BRIGHT v. BRIGHT

6 Div. 996.

156 So.2d 158 (1963)

Bobble W. BRIGHT v. Naomi BRIGHT.

Supreme Court of Alabama.


Attorney(s) appearing for the Case

Roger F. Rice, Birmingham, for appellant.

Chas. Nice, Birmingham, for appellee.


HARWOOD, Justice.

This is an appeal from a decree relative to non-payment of child support installments by appellant, and dismissal of appellant's petition for a writ of habeas corpus seeking custody of the child.

Naomi Bright, the appellee here, was awarded a decree of divorce from Bobbie W. Bright, the appellant, on 18 November 1960. The divorce decree incorporated an agreement between the parties as to the the custody and support of a minor daughter of the marriage. By the agreement and decree, custody of the child was awarded to Naomi Bright, with visitation rights in the father who was obligated to pay $20.00 per week for support of the child.

Mr. Bright has remarried since the divorce.

In March 1963, Naomi Bright instituted proceedings looking toward having Bobbie W. Bright adjudged in contempt of court for non-payment of the child's support payments which she alleged to be in arrears to the amount of $1180.00.

Bobbie Bright countered with a petition for habeas corpus seeking full custody of the child on the basis that Naomi Bright's conduct had been such that she was unfit to retain custody of the child.

After a full hearing the court entered a decree fixing the arrearage in support payments at $840.00, to be paid by adding $5.00 per week to the $20.00 per week payments theretofore provided.

The court made no findings or orders relative to any contempt because of the failure of payment of the support installments.

The provisions of the original divorce decree as to the care and custody of the child were continued in force.

The habeas corpus petition was dismissed.

From this decree Bobbie W. Bright perfected this appeal.

The testimony below is in irreconcilable conflict as to the fitness of Naomi Bright to be custodian of her child. The same may be said as to the fitness of Bobbie W. Bright to have custody of the child. No useful purpose would be served in detailing this testimony.

The evidence shows that for a number of years the child has been a boarding student at the Blessed Sacrament Academy where she remains from Monday until Friday afternoon. Naomi Bright has regularly paid each month the tuition and boarding fees. The court was undoubtedly impressed by the testimony of two of the Sisters of that institution that the child was a very good girl, very happy, well mannered, and popular with the other students, and always well clothed. She always spoke of spending her weekends at her grandmother's, where her mother largely made her home.

We also note that, by agreement between the parties, the court talked privately with the child before rendering his decree.

Suffice to say that under the evidence presented we are not in position to say that the court erred in its conclusions and decree in continuing the custody of the child in the mother.

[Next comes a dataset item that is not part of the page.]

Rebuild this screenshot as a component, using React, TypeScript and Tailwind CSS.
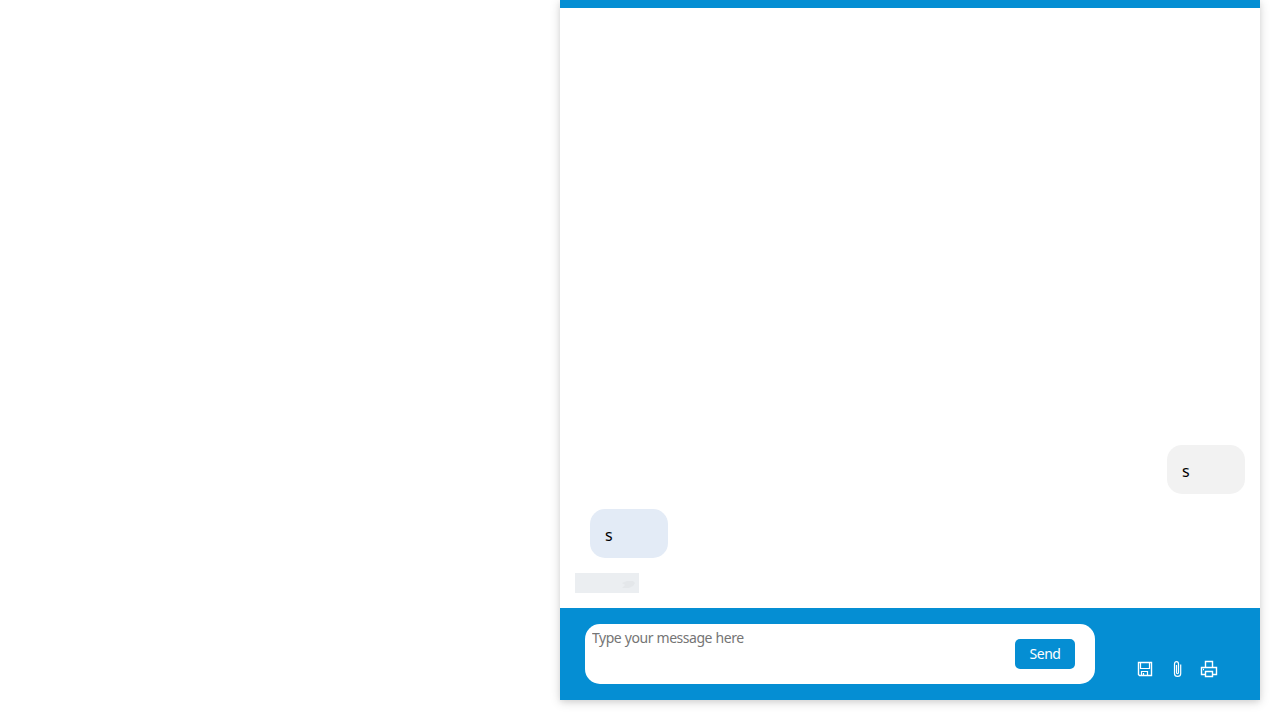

This being so, the lawful custody of the child was in Naomi Bright, and the habeas corpus petition was properly denied by dismissal.

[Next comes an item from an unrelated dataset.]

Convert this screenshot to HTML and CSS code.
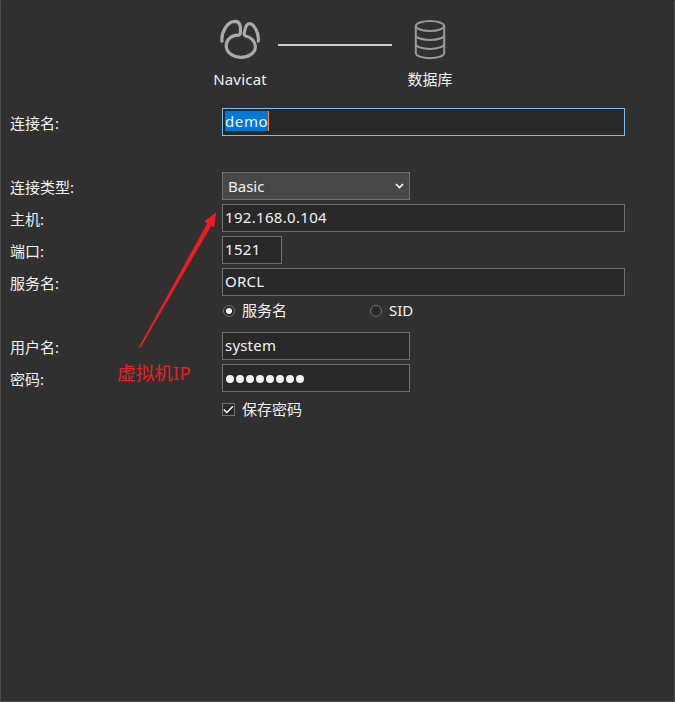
FILE: index.html
```html
<!DOCTYPE html>
<html lang="zh-CN">
<head>
<meta charset="utf-8">
<title>Navicat</title>
<link rel="stylesheet" href="styles.css">
</head>
<body>
<main class="dialog">
  <header class="route">
    <div class="endpoint">
      <svg class="logo" width="44" height="44" viewBox="0 0 44 44">
        <path d="M4 23.2C3 14.5 9 3.4 17.3 3.4C22.5 3.6 22.8 9 22.3 15.2Q22.1 17.2 19.9 17.2C12.8 17.2 8.2 22.2 8.2 27.5C8.2 34.7 15 39.3 22.7 39.3C30.7 39.3 37.4 34.8 37.4 29C37.4 23.3 32.5 18.9 27.5 18Q25.9 17.6 26.2 15.6C26.8 11.3 28.5 5.7 31.3 5.7C35.8 5.7 41.2 14.8 40.3 23.2"/>
      </svg>
      <span class="wide">Navicat</span>
    </div>
    <div class="link"></div>
    <div class="endpoint database">
      <svg class="db" width="44" height="44" viewBox="0 0 44 44">
        <ellipse cx="22" cy="8" rx="14.2" ry="5"/>
        <path d="M7.8 8V35C7.8 37.8 14 40.2 22 40.2S36.2 37.8 36.2 35V8M7.8 16.9C7.8 19.7 14 22.1 22 22.1S36.2 19.7 36.2 16.9M7.8 25.7C7.8 28.5 14 30.9 22 30.9S36.2 28.5 36.2 25.7"/>
      </svg>
      <span>数据库</span>
    </div>
  </header>
  <form class="form">
    <div class="row name-row"><label>连接名:</label><div class="field focused"><span class="selection">demo</span></div></div>
    <div class="row"><label>连接类型:</label><div class="field medium select"><span>Basic</span>
      <svg width="9" height="6" viewBox="0 0 9 6"><path d="M1 1L4.5 4.5L8 1"/></svg></div></div>
    <div class="row"><label>主机:</label><div class="field numeric">192.168.0.104</div></div>
    <div class="row"><label>端口:</label><div class="field short numeric">1521</div></div>
    <div class="row"><label>服务名:</label><div class="field wide">ORCL</div></div>
    <div class="row options"><span></span>
      <div class="option"><i class="radio checked"></i><span>服务名</span></div>
      <div class="option"><i class="radio"></i><span>SID</span></div>
    </div>
    <div class="row"><label>用户名:</label><div class="field medium wide">system</div></div>
    <div class="row"><label>密码:</label><div class="field medium password"><i></i><i></i><i></i><i></i><i></i><i></i><i></i><i></i></div></div>
    <div class="row save"><span></span>
      <div class="option"><i class="checkbox"><svg width="11" height="11" viewBox="0 0 11 11"><path d="M.8 5.5L3.8 8.5L10 2.2"/></svg></i><span>保存密码</span></div>
    </div>
  </form>
  <div class="note">
    <svg width="82" height="142" viewBox="0 0 82 142"><path class="arrow" d="M1 137L69.3 13.2L66.4 11.3L78 2.5L76.2 17.6L73.3 15.7L2.4 137.8Z"/></svg>
    <span>虚拟机IP</span>
  </div>
</main>
</body>
</html>
```
FILE: styles.css
```css
* { box-sizing: border-box; }
body {
  margin: 0;
  background: #303030;
  color: #f2f2f2;
  font: 15px/20px "Noto Sans", "Noto Sans CJK SC", sans-serif;
}
.dialog {
  position: relative;
  height: 702px;
  border: 1px solid #4b4b4b;
  border-top-color: #303030;
}
.route { display: flex; height: 107px; padding: 17px 0 0 211px; }
.endpoint { display: flex; flex-direction: column; align-items: center; width: 56px; }
.endpoint span { margin-top: 7px; }
.endpoint svg { fill: none; }
.logo { stroke: #aaa; stroke-width: 3.2; stroke-linecap: round; stroke-linejoin: round; }
.db { stroke: #999; stroke-width: 2; }
.link { width: 114px; height: 2px; margin: 26px 10px 0; background: #ccc; }
.form { display: flex; flex-direction: column; gap: 4px; padding-left: 9px; }
.row { display: flex; height: 28px; }
.row > :first-child { width: 212px; flex: none; padding-top: 5px; }
.name-row { margin-bottom: 32px; }
.field {
  width: 403px;
  padding: 2px;
  border: 1px solid #707070;
  background: #282828;
  white-space: nowrap;
}
.wide { letter-spacing: .2px; }
.focused { border-color: #7dbef1; }
.selection {
  display: inline-block;
  width: 44px;
  height: 20px;
  letter-spacing: .6px;
  background: #0078d7;
  border-right: 1px solid #ff8728;
}
.medium { width: 188px; }
.short { width: 60px; }
.numeric { letter-spacing: .32px; }
.select { display: flex; align-items: center; justify-content: space-between; padding: 0 5px; background: #484848; }
.select svg { fill: none; stroke: #fff; stroke-width: 1.6; }
.option { display: flex; align-items: center; width: 147px; height: 21px; }
.option span { margin-top: -2px; }
.radio {
  width: 12px;
  height: 12px;
  margin: 0 7px 0 1px;
  border: 1px solid #707070;
  border-radius: 50%;
  background: #282828;
}
.checked { background: radial-gradient(circle, #fff 0 2.7px, #282828 3.2px); }
.password { display: flex; align-items: center; gap: 2px; padding: 1px 3px 0; }
.password i { width: 8px; height: 8px; border-radius: 50%; background: #f2f2f2; }
.save { padding-top: 3px; }
.checkbox { display: flex; width: 13px; height: 13px; margin-right: 7px; border: 1px solid #707070; background: #282828; }
.checkbox svg { fill: none; stroke: #fff; stroke-width: 1.4; }
.note {
  position: absolute;
  left: 116px;
  top: 209px;
  color: #ed1c24;
  font-size: 18.7px;
  line-height: 26px;
}
.note svg { display: block; margin-left: 21px; }
.note span { display: block; margin-top: 8px; }
.arrow { fill: #ed1c24; }
```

Bobbie W. Bright contends that his income from the Birmingham Tire Supply Company, of which he is Vice President, was $1437.60 for 1961, and $1700.00 for 1962. However, the accountant for that firm testified that Mr. Bright drew $1900.00 from the firm in 1962, and $2894.43 in 1961.

Mr. Bright testified that until 1959 the Birmingham Tire Supply Company had been a very lucrative business. However, in 1959 they went into "tire supply" and this proved most unprofitable. The company has now discontinued its tire supply business and has started rebuilding its original business.

Since no contempt sanction was imposed, we are not inclined to interfere with the decree of the lower court in reference to its orders relative to the support payments. Certainly the lower court was in better position to evaluate the testimony of the witnesses in this regard than are we.

The legal principles invoked by this review are too elemental and well settled to justify a restatement. We think an application of these principles necessitate an affirmance of the decree of the lower court, and it is so ordered.

Affirmed.

LIVINGSTON, C. J., and SIMPSON and MERRILL, JJ., concur.